You know, when you're sitting in the middle of an LA highway, two miles away from your destination, and your truck decides to stop working, you have time to think about life.
Granted the thoughts are more like flashes, and not totally coherent, but regardless, they show up.
When the 5-month old baby you're taking care of won't stop crying because she knows you're not her mom—you're not her home—the thoughts come.
They come when you're visiting your uncle who's battling colon cancer, they come when you're finally sitting in church again, and they come in the quietness of the morning.
My first two weeks in Pasadena have been accompanied by these thoughts, and it's been a really beautiful thing. I'm seeing fragility and dependence all around me and I'm remembering how blessed life is.
I finished reading Life of the Beloved by Henri Nouwen last week, and aside from its straightforward writing and authentic voice, I am most aware of its timing and its ability to piece together my fragmented thoughts.
It's harder to listen to the voice that calls us chosen, harder to claim blessings amidst ordinary days, and harder to face brokenness when all we want to do is package it neatly and send it away.
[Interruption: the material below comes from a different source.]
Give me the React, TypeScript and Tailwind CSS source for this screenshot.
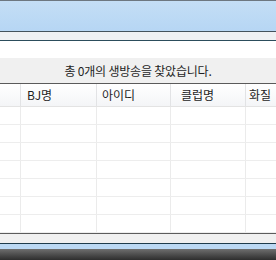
const columns = [
  { key: 'no', label: '', width: 'w-[21px]', pad: 'pl-[5px]' },
  { key: 'bj', label: 'BJ명', width: 'w-[76px]', pad: 'pl-[6px]' },
  { key: 'id', label: '아이디', width: 'w-[74px]', pad: 'pl-[5px]' },
  { key: 'club', label: '클럽명', width: 'w-[75px]', pad: 'pl-[10px]' },
  { key: 'quality', label: '화질', width: 'w-[60px]', pad: 'pl-[3px]' },
]

const rows = [0, 1, 2, 3, 4, 5, 6]

export default function App() {
  return (
    <div
      className="w-[276px] h-[260px] overflow-hidden flex flex-col bg-white text-[#1e1e1e]"
      style={{ fontFamily: '"Noto Sans CJK KR", "Noto Sans", sans-serif' }}
    >
      {/* window frame top */}
      <div className="h-px bg-[#6d7780]" />
      <div className="h-[30px] bg-gradient-to-b from-[#c4def5] to-[#b6d6f4]" />
      <div className="h-px bg-[#44525c]" />
      <div className="h-[8px] bg-[#eef0f3]" />
      <div className="h-px bg-[#2c4d5c]" />
      <div className="h-[17px] bg-white" />

      {/* status label */}
      <div className="h-[25px] bg-[#f0f0f0] flex items-center justify-center text-[12px] leading-none tracking-[-0.2px]">
        총 0개의 생방송을 찾았습니다.
      </div>

      {/* grid */}
      <div className="h-px bg-[#5a5a5a]" />
      <div className="h-[23px] flex bg-gradient-to-b from-white to-[#f4f5f7] border-b border-[#e3e3e3]">
        {columns.map((c) => (
          <div
            key={c.key}
            className={`${c.width} ${c.pad} shrink-0 flex items-center text-[12px] border-r border-[#e2e3e5]`}
          >
            {c.label}
          </div>
        ))}
      </div>
      {rows.map((r) => (
        <div key={r} className="h-[18px] flex border-b border-[#ededed]">
          {columns.map((c) => (
            <div key={c.key} className={`${c.width} shrink-0 border-r border-[#ebebeb]`} />
          ))}
        </div>
      ))}

      {/* window frame bottom */}
      <div className="h-px bg-[#5c5c5c]" />
      <div className="h-[9px] bg-[#f0f0f0]" />
      <div className="h-px bg-[#1f3c4c]" />
      <div className="h-[5px] bg-[#bcd9f4]" />
      <div className="flex-1 bg-gradient-to-b from-[#6f6f6f] to-[#2e2e2e]" />
    </div>
  )
}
But the easy way doesn't affirm our Belovedness, doesn't push us to see life, doesn't encourage us to claim brokenness so it can be redeemed.
I could go on and on about how "the great spiritual battle begins—and never ends—with the reclaiming of our chosenness," but really you should just read the book. It's a super quick read that is simply and perfectly profound. I love how God sobers us into dependence, and how He surrounds us with tangible situations where dependence lends itself to something beautiful.